To kill the main script, either a SIGHUP,SIGINT,SIGQUIT or SIGTERM is sent. Upon catching this signal, a kill command is issued to the PID of the child processes contained in the variable $pid. Once completed, the script exits. The wait at the end of the script will wait for the child processes to terminate or complete. Further signal traps may be required that would be contained within the child scripts to do further cleaning up before exit. Clearly, this depends on your type of processing.

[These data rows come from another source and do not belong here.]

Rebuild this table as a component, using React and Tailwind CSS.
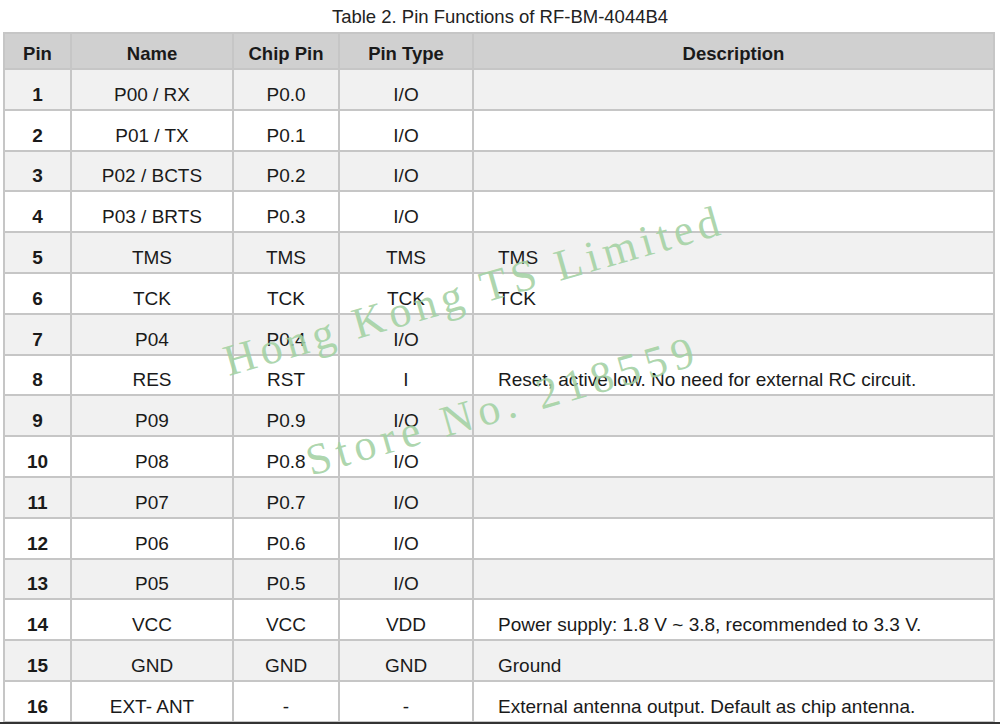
const rows = [
  ["1", "P00 / RX", "P0.0", "I/O", ""],
  ["2", "P01 / TX", "P0.1", "I/O", ""],
  ["3", "P02 / BCTS", "P0.2", "I/O", ""],
  ["4", "P03 / BRTS", "P0.3", "I/O", ""],
  ["5", "TMS", "TMS", "TMS", "TMS"],
  ["6", "TCK", "TCK", "TCK", "TCK"],
  ["7", "P04", "P0.4", "I/O", ""],
  ["8", "RES", "RST", "I", "Reset, active low. No need for external RC circuit."],
  ["9", "P09", "P0.9", "I/O", ""],
  ["10", "P08", "P0.8", "I/O", ""],
  ["11", "P07", "P0.7", "I/O", ""],
  ["12", "P06", "P0.6", "I/O", ""],
  ["13", "P05", "P0.5", "I/O", ""],
  ["14", "VCC", "VCC", "VDD", "Power supply: 1.8 V ~ 3.8, recommended to 3.3 V."],
  ["15", "GND", "GND", "GND", "Ground"],
  ["16", "EXT- ANT", "-", "-", "External antenna output. Default as chip antenna."],
];

const cell = "border-2 border-[#c6c6c6] align-bottom pb-[4px]";

export default function App() {
  return (
    <div className="relative w-[1000px] h-[724px] overflow-hidden bg-white font-['Liberation_Sans',Arial,sans-serif] text-[#1a1a1a]">
      <div className="h-[32px] pt-[6px] text-center text-[18.5px] leading-[21px] text-[#222]">
        Table 2. Pin Functions of RF-BM-4044B4
      </div>

      <table className="ml-[3px] w-[992px] table-fixed border-collapse text-[19px] leading-[21px]">
        <colgroup>
          <col className="w-[67px]" />
          <col className="w-[162px]" />
          <col className="w-[106px]" />
          <col className="w-[134px]" />
          <col />
        </colgroup>
        <thead>
          <tr className="h-[36px] bg-[#d0d0d0] text-[18.5px] font-bold">
            <th className={cell}>Pin</th>
            <th className={cell}>Name</th>
            <th className={cell}>Chip Pin</th>
            <th className={cell}>Pin Type</th>
            <th className={cell}>Description</th>
          </tr>
        </thead>
        <tbody>
          {rows.map((r, i) => (
            <tr
              key={r[0]}
              className={`h-[40.8px] ${i % 2 === 0 ? "bg-[#f1f1f1]" : "bg-white"}`}
            >
              <td className={`${cell} text-center font-bold`}>{r[0]}</td>
              <td className={`${cell} text-center`}>{r[1]}</td>
              <td className={`${cell} text-center`}>{r[2]}</td>
              <td className={`${cell} text-center`}>{r[3]}</td>
              <td className={`${cell} pl-[24px] whitespace-nowrap`}>{r[4]}</td>
            </tr>
          ))}
        </tbody>
      </table>

      <div className="absolute left-0 bottom-0 w-full h-[2px] bg-[#333]" />

      {/* watermark over the table */}
      <div className="pointer-events-none absolute left-[474px] top-[291px] -translate-x-1/2 -translate-y-1/2 -rotate-[16deg] whitespace-nowrap font-['Liberation_Serif',serif] text-[44px] leading-none tracking-[5px] text-[#a3d1a3]/90">
        Hong Kong TS Limited
      </div>
      <div className="pointer-events-none absolute left-[503px] top-[406px] -translate-x-1/2 -translate-y-1/2 -rotate-[16deg] whitespace-nowrap font-['Liberation_Serif',serif] text-[44px] leading-none tracking-[6px] text-[#a3d1a3]/90">
        Store No. 218559
      </div>
    </div>
  );
}
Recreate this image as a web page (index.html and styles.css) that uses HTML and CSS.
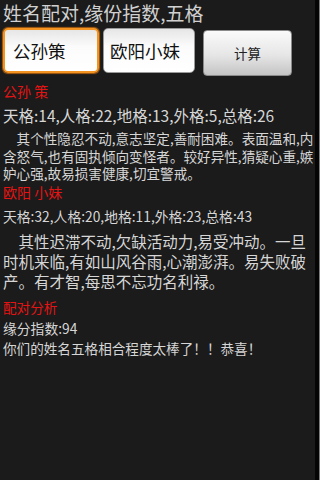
FILE: index.html
```html
<!DOCTYPE html>
<html lang="zh-CN">
<head>
<meta charset="utf-8">
<title>姓名配对</title>
<link rel="stylesheet" href="styles.css">
</head>
<body>
<div class="frame">
  <div class="screen">
    <div class="title">姓名配对,缘份指数,五格</div>
    <div class="form">
      <div class="field focused">公孙策</div>
      <div class="field">欧阳小妹</div>
      <div class="btn">计算</div>
    </div>
    <div class="name name1">公孙 策</div>
    <div class="stats stats1">天格:14,人格:22,地格:13,外格:5,总格:26</div>
    <div class="para para1">
      <div class="line">　其个性隐忍不动,意志坚定,善耐困难。表面温和,内</div>
      <div class="line">含怒气,也有固执倾向变怪者。较好异性,猜疑心重,嫉</div>
      <div class="line">妒心强,故易损害健康,切宜警戒。</div>
    </div>
    <div class="name name2">欧阳 小妹</div>
    <div class="stats stats2">天格:32,人格:20,地格:11,外格:23,总格:43</div>
    <div class="para para2">
      <div class="line">　其性迟滞不动,欠缺活动力,易受冲动。一旦</div>
      <div class="line">时机来临,有如山风谷雨,心潮澎湃。易失败破</div>
      <div class="line">产。有才智,每思不忘功名利禄。</div>
    </div>
    <div class="name name3">配对分析</div>
    <div class="score">缘分指数:94</div>
    <div class="result">你们的姓名五格相合程度太棒了！！恭喜！</div>
  </div>
</div>
</body>
</html>
```
FILE: styles.css
```css
html, body {
  margin: 0;
  padding: 0;
  background: #1b1b1b;
}
body {
  width: 320px;
  height: 480px;
  font-family: "Noto Sans CJK SC", "Noto Sans", sans-serif;
  color: #d6d6d6;
}
.frame {
  width: 319px;
  height: 480px;
  border-right: 1px solid #7c7c7c;
  background: #050505;
}
.screen {
  width: 312px;
  height: 480px;
  padding-left: 3px;
  margin-right: 4px;
  background: #1b1b1b;
}
.title {
  font-size: 19px;
  line-height: 24px;
  padding-top: 1px;
  color: #d0d0d0;
  white-space: nowrap;
}
.form {
  display: flex;
  align-items: flex-start;
  margin-top: 3px;
  height: 48px;
}
.field {
  box-sizing: border-box;
  height: 45px;
  border-radius: 5px;
  background: linear-gradient(#e6e6e6, #fbfbfb 40%, #ffffff);
  color: #111;
  font-size: 17.5px;
  line-height: 41px;
  white-space: nowrap;
}
.field.focused {
  width: 96px;
  border: 2px solid #f39422;
  padding-left: 8px;
  box-shadow: 0 0 1px 1px #a85c10;
}
.field:not(.focused) {
  width: 92px;
  margin-left: 4px;
  border: 1px solid #9a9a9a;
  padding-left: 6px;
  line-height: 43px;
}
.btn {
  box-sizing: border-box;
  width: 89px;
  height: 46px;
  margin-left: 8px;
  margin-top: 2px;
  border: 1px solid #8a8a8a;
  border-radius: 4px;
  background: linear-gradient(#fafafa, #e6e6e6 55%, #c4c4c4);
  color: #222;
  font-size: 13.5px;
  line-height: 44px;
  text-align: center;
}
.name {
  color: #e51414;
  font-size: 14px;
  white-space: nowrap;
}
.name1 {
  line-height: 22px;
  margin-top: 4px;
}
.stats {
  white-space: nowrap;
}
.stats1 {
  font-size: 15.5px;
  line-height: 26px;
}
.para1 {
  padding-top: 2px;
  font-size: 13.6px;
  line-height: 17.5px;
}
.line {
  white-space: nowrap;
}
.name2 {
  line-height: 19px;
}
.stats2 {
  font-size: 13.8px;
  line-height: 29px;
}
.para2 {
  font-size: 15.5px;
  line-height: 20px;
}
.name3 {
  font-size: 13.6px;
  line-height: 24px;
  margin-top: 4px;
}
.score {
  font-size: 13.8px;
  line-height: 18px;
}
.result {
  font-size: 13.6px;
  line-height: 22px;
  white-space: nowrap;
}
```
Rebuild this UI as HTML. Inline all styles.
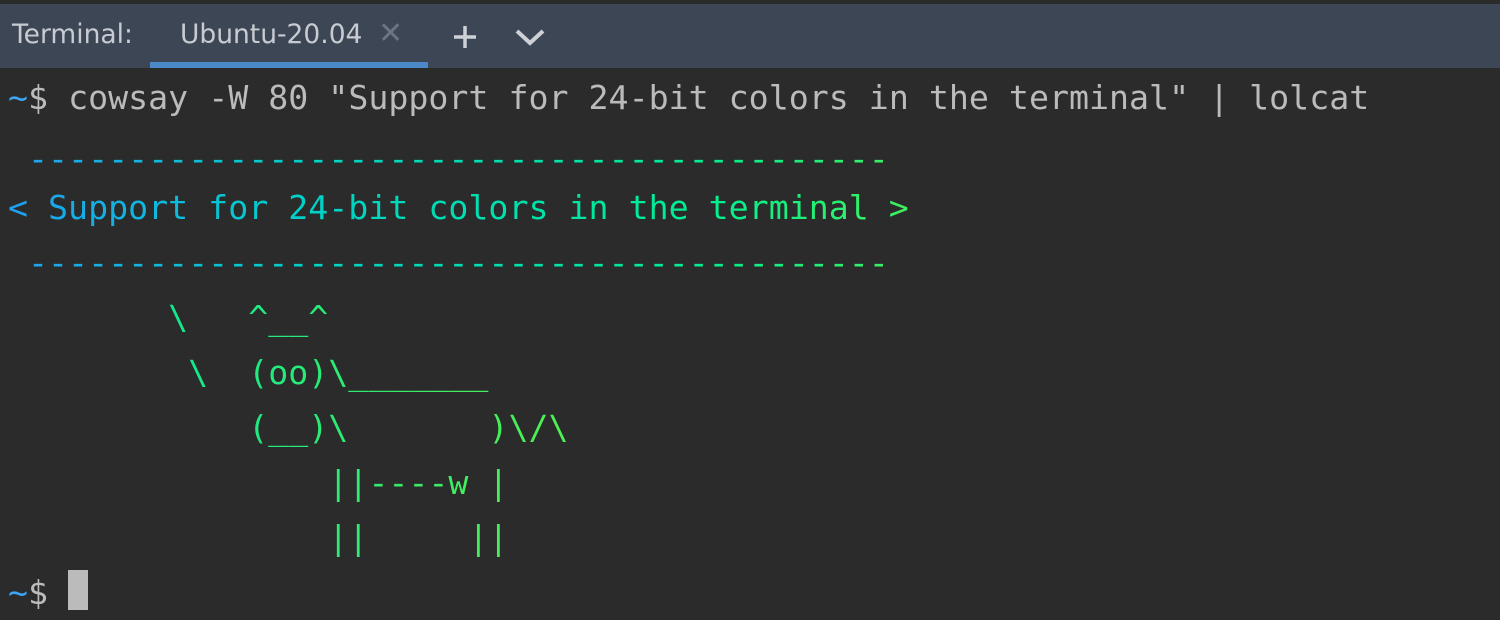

The following example kills the children when the parent is sent one of the signals.

Listing 8. trapchild

#!/bin/bash
# trapchild

sleep 120 &

pid="$!"

sleep 120 &
pid="$pid $!"

echo "my process pid is: $$"
echo "my child pid list is: $pid"

trap 'echo I am going down, so killing off my processes..; kill $pid; exit' SIGHUP SIGINT 
 SIGQUIT SIGTERM 

wait

Upon execution of the script, the following displays:

$ /home/dxtans/trap/trapchild
my process pid is: 6553626
my child pid list is: 5767380 6488072

Check from the terminal that the processes are running, along with the child processes (the two sleep commands).

$ ps -ef |grep trapchild
    root 6553626 5439516   0 20:51:32  pts/1  0:00 /bin/bash /home/dxtans/trap/trapchild
$ ps -ef |grep sleep
root 5767380 6553626   0 20:51:32  pts/1  0:00 sleep 120
root 6488072 6553626   0 20:51:32  pts/1  0:00 sleep 120

Let's now send a SIGTERM to the parent process. The script terminates and terminates the child processes.

$ kill -15 6553626

The script then terminates with the following output:

$ /home/dxtans/trap/trapchild
my process pid is: 6553626
my child pid list is: 5767380 6488072
I am going down, so killing off my processes..

Check that nothing is returned after the termination:

# ps -ef |grep sleep

Conclusion

Using traps within your scripts requires a little extra effort. The result can be that when a trappable signal is inbound to your script, you will be in a good position to take action.